Given problem
The data below should be restated word for word, with every picture omitted.

Data block
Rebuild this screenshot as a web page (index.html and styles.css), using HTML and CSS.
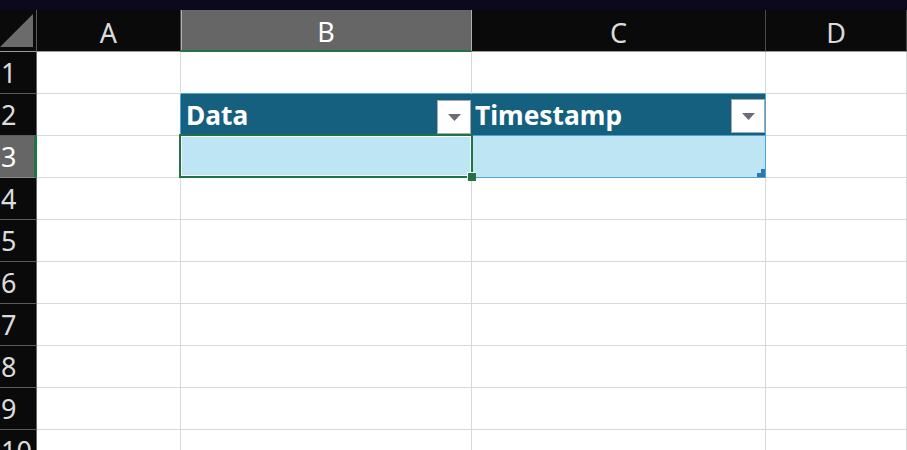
FILE: index.html
```html
<!DOCTYPE html>
<html>
<head>
<meta charset="utf-8">
<link rel="stylesheet" href="styles.css">
</head>
<body>
<div class="topbar"></div>
<div class="sheet">
  <div class="corner"><svg width="36" height="41" viewBox="0 0 36 41"><polygon points="0,37 33,4 33,37" fill="#6b6b6b"/></svg></div>
  <div class="colhdr">A</div>
  <div class="colhdr sel">B</div>
  <div class="colhdr">C</div>
  <div class="colhdr">D</div>

  <div class="rowhdr">1</div>
  <div class="cell"></div>
  <div class="cell tb-bottom"></div>
  <div class="cell tb-bottom"></div>
  <div class="cell"></div>

  <div class="rowhdr">2</div>
  <div class="cell tb-right"></div>
  <div class="cell th th-b"><span class="thtext">Data</span><span class="dd"><svg width="13" height="7" viewBox="0 0 13 7"><polygon points="0,0 13,0 6.5,7" fill="#6d6a7a"/></svg></span></div>
  <div class="cell th th-c"><span class="thtext">Timestamp</span><span class="dd"><svg width="13" height="7" viewBox="0 0 13 7"><polygon points="0,0 13,0 6.5,7" fill="#6d6a7a"/></svg></span></div>
  <div class="cell"></div>

  <div class="rowhdr sel">3</div>
  <div class="cell tb-right"></div>
  <div class="cell td active"><div class="selbox"><div class="handle"></div></div></div>
  <div class="cell td td-c"><svg class="resize" width="8" height="8" viewBox="0 0 8 8"><polygon points="4,0 8,0 8,8 0,8 0,4 4,4" fill="#2f78b0"/></svg></div>
  <div class="cell"></div>

  <div class="rowhdr">4</div><div class="cell"></div><div class="cell"></div><div class="cell"></div><div class="cell"></div>
  <div class="rowhdr">5</div><div class="cell"></div><div class="cell"></div><div class="cell"></div><div class="cell"></div>
  <div class="rowhdr">6</div><div class="cell"></div><div class="cell"></div><div class="cell"></div><div class="cell"></div>
  <div class="rowhdr">7</div><div class="cell"></div><div class="cell"></div><div class="cell"></div><div class="cell"></div>
  <div class="rowhdr">8</div><div class="cell"></div><div class="cell"></div><div class="cell"></div><div class="cell"></div>
  <div class="rowhdr">9</div><div class="cell"></div><div class="cell"></div><div class="cell"></div><div class="cell"></div>
  <div class="rowhdr">10</div><div class="cell"></div><div class="cell"></div><div class="cell"></div><div class="cell"></div>
</div>
</body>
</html>
```

FILE: styles.css
```css
html, body {
  margin: 0;
  padding: 0;
  background: #ffffff;
  overflow: hidden;
  width: 907px;
  height: 450px;
}
body {
  font-family: "Noto Sans", "Open Sans", sans-serif;
}
.topbar {
  height: 10px;
  background: #0d091c;
}
.sheet {
  display: grid;
  grid-template-columns: 37px 144px 291px 294px 1fr;
  grid-auto-rows: 42px;
}
.sheet > div {
  box-sizing: border-box;
  border-right: 1px solid #d9d9d9;
  border-bottom: 1px solid #d9d9d9;
}
.corner {
  background: #0a0a0a;
  border-right-color: #5a5a5a !important;
  border-bottom-color: #9a9a9a !important;
  overflow: hidden;
}
.corner svg { display: block; }
.colhdr {
  background: #0a0a0a;
  color: #dcdcdc;
  font-size: 27px;
  display: flex;
  align-items: center;
  justify-content: center;
  padding-top: 3px;
  border-right-color: #4a4a4a !important;
  border-bottom-color: #9a9a9a !important;
}
.colhdr.sel {
  background: #666666;
  color: #ffffff;
  border-bottom: 2px solid #217346 !important;
  border-right-color: #b0b0b0 !important;
  box-shadow: inset 1px 0 0 #b0b0b0;
}
.rowhdr {
  background: #0a0a0a;
  color: #dcdcdc;
  font-size: 27px;
  display: flex;
  align-items: center;
  padding-left: 1px;
  border-right-color: #666666 !important;
  border-bottom-color: #5a5a5a !important;
  overflow: hidden;
  white-space: nowrap;
}
.rowhdr.sel {
  background: #666666;
  color: #ffffff;
  border-right: 3px solid #217346 !important;
  border-bottom-color: #8a8a8a !important;
}
.cell { background: #ffffff; }
.tb-bottom { border-bottom-color: #4ea3d6 !important; }
.tb-right { border-right-color: #4ea3d6 !important; }
.th {
  background: #16607f;
  color: #ffffff;
  font-weight: 700;
  font-size: 26.3px;
  display: flex;
  align-items: flex-end;
  justify-content: space-between;
  padding-left: 5px;
  padding-bottom: 1px;
  border-bottom-color: #4ea3d6 !important;
}
.th-b { border-right-color: #16607f !important; }
.th-c { border-right-color: #4ea3d6 !important; padding-left: 3px; padding-bottom: 2px; }
.thtext {
  align-self: center;
  padding-top: 2px;
}
.dd {
  width: 34px;
  height: 34px;
  box-sizing: border-box;
  background: #ffffff;
  border: 1px solid #a8a8a8;
  display: flex;
  align-items: center;
  justify-content: center;
}
.td {
  background: #bee5f4;
  border-bottom-color: #4ea3d6 !important;
  position: relative;
}
.td-c {
  border-right-color: #4ea3d6 !important;
  display: flex;
  align-items: flex-end;
  justify-content: flex-end;
}
.resize { display: block; }
.active { border-right-color: #bee5f4 !important; }
.selbox {
  position: absolute;
  left: -2px;
  top: -2px;
  width: 294px;
  height: 44px;
  box-sizing: border-box;
  border: 2px solid #217346;
  box-shadow: inset 0 0 0 1px #ffffff;
  z-index: 2;
}
.handle {
  position: absolute;
  left: 286px;
  top: 36px;
  width: 9px;
  height: 9px;
  box-sizing: border-box;
  background: #217346;
  border-left: 1px solid #ffffff;
  border-top: 1px solid #ffffff;
}
```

Answer to the problem
Rebuild this screenshot as a web page (index.html and styles.css), using HTML and CSS.
FILE: index.html
```html
<!DOCTYPE html>
<html>
<head>
<meta charset="utf-8">
<link rel="stylesheet" href="styles.css">
</head>
<body>
<div class="topbar"></div>
<div class="sheet">
  <div class="corner"><svg width="36" height="41" viewBox="0 0 36 41"><polygon points="0,37 33,4 33,37" fill="#6b6b6b"/></svg></div>
  <div class="colhdr">A</div>
  <div class="colhdr sel">B</div>
  <div class="colhdr">C</div>
  <div class="colhdr">D</div>

  <div class="rowhdr">1</div>
  <div class="cell"></div>
  <div class="cell tb-bottom"></div>
  <div class="cell tb-bottom"></div>
  <div class="cell"></div>

  <div class="rowhdr">2</div>
  <div class="cell tb-right"></div>
  <div class="cell th th-b"><span class="thtext">Data</span><span class="dd"><svg width="13" height="7" viewBox="0 0 13 7"><polygon points="0,0 13,0 6.5,7" fill="#6d6a7a"/></svg></span></div>
  <div class="cell th th-c"><span class="thtext">Timestamp</span><span class="dd"><svg width="13" height="7" viewBox="0 0 13 7"><polygon points="0,0 13,0 6.5,7" fill="#6d6a7a"/></svg></span></div>
  <div class="cell"></div>

  <div class="rowhdr sel">3</div>
  <div class="cell tb-right"></div>
  <div class="cell td active"><div class="selbox"><div class="handle"></div></div></div>
  <div class="cell td td-c"><svg class="resize" width="8" height="8" viewBox="0 0 8 8"><polygon points="4,0 8,0 8,8 0,8 0,4 4,4" fill="#2f78b0"/></svg></div>
  <div class="cell"></div>

  <div class="rowhdr">4</div><div class="cell"></div><div class="cell"></div><div class="cell"></div><div class="cell"></div>
  <div class="rowhdr">5</div><div class="cell"></div><div class="cell"></div><div class="cell"></div><div class="cell"></div>
  <div class="rowhdr">6</div><div class="cell"></div><div class="cell"></div><div class="cell"></div><div class="cell"></div>
  <div class="rowhdr">7</div><div class="cell"></div><div class="cell"></div><div class="cell"></div><div class="cell"></div>
  <div class="rowhdr">8</div><div class="cell"></div><div class="cell"></div><div class="cell"></div><div class="cell"></div>
  <div class="rowhdr">9</div><div class="cell"></div><div class="cell"></div><div class="cell"></div><div class="cell"></div>
  <div class="rowhdr">10</div><div class="cell"></div><div class="cell"></div><div class="cell"></div><div class="cell"></div>
</div>
</body>
</html>
```

FILE: styles.css
```css
html, body {
  margin: 0;
  padding: 0;
  background: #ffffff;
  overflow: hidden;
  width: 907px;
  height: 450px;
}
body {
  font-family: "Noto Sans", "Open Sans", sans-serif;
}
.topbar {
  height: 10px;
  background: #0d091c;
}
.sheet {
  display: grid;
  grid-template-columns: 37px 144px 291px 294px 1fr;
  grid-auto-rows: 42px;
}
.sheet > div {
  box-sizing: border-box;
  border-right: 1px solid #d9d9d9;
  border-bottom: 1px solid #d9d9d9;
}
.corner {
  background: #0a0a0a;
  border-right-color: #5a5a5a !important;
  border-bottom-color: #9a9a9a !important;
  overflow: hidden;
}
.corner svg { display: block; }
.colhdr {
  background: #0a0a0a;
  color: #dcdcdc;
  font-size: 27px;
  display: flex;
  align-items: center;
  justify-content: center;
  padding-top: 3px;
  border-right-color: #4a4a4a !important;
  border-bottom-color: #9a9a9a !important;
}
.colhdr.sel {
  background: #666666;
  color: #ffffff;
  border-bottom: 2px solid #217346 !important;
  border-right-color: #b0b0b0 !important;
  box-shadow: inset 1px 0 0 #b0b0b0;
}
.rowhdr {
  background: #0a0a0a;
  color: #dcdcdc;
  font-size: 27px;
  display: flex;
  align-items: center;
  padding-left: 1px;
  border-right-color: #666666 !important;
  border-bottom-color: #5a5a5a !important;
  overflow: hidden;
  white-space: nowrap;
}
.rowhdr.sel {
  background: #666666;
  color: #ffffff;
  border-right: 3px solid #217346 !important;
  border-bottom-color: #8a8a8a !important;
}
.cell { background: #ffffff; }
.tb-bottom { border-bottom-color: #4ea3d6 !important; }
.tb-right { border-right-color: #4ea3d6 !important; }
.th {
  background: #16607f;
  color: #ffffff;
  font-weight: 700;
  font-size: 26.3px;
  display: flex;
  align-items: flex-end;
  justify-content: space-between;
  padding-left: 5px;
  padding-bottom: 1px;
  border-bottom-color: #4ea3d6 !important;
}
.th-b { border-right-color: #16607f !important; }
.th-c { border-right-color: #4ea3d6 !important; padding-left: 3px; padding-bottom: 2px; }
.thtext {
  align-self: center;
  padding-top: 2px;
}
.dd {
  width: 34px;
  height: 34px;
  box-sizing: border-box;
  background: #ffffff;
  border: 1px solid #a8a8a8;
  display: flex;
  align-items: center;
  justify-content: center;
}
.td {
  background: #bee5f4;
  border-bottom-color: #4ea3d6 !important;
  position: relative;
}
.td-c {
  border-right-color: #4ea3d6 !important;
  display: flex;
  align-items: flex-end;
  justify-content: flex-end;
}
.resize { display: block; }
.active { border-right-color: #bee5f4 !important; }
.selbox {
  position: absolute;
  left: -2px;
  top: -2px;
  width: 294px;
  height: 44px;
  box-sizing: border-box;
  border: 2px solid #217346;
  box-shadow: inset 0 0 0 1px #ffffff;
  z-index: 2;
}
.handle {
  position: absolute;
  left: 286px;
  top: 36px;
  width: 9px;
  height: 9px;
  box-sizing: border-box;
  background: #217346;
  border-left: 1px solid #ffffff;
  border-top: 1px solid #ffffff;
}
```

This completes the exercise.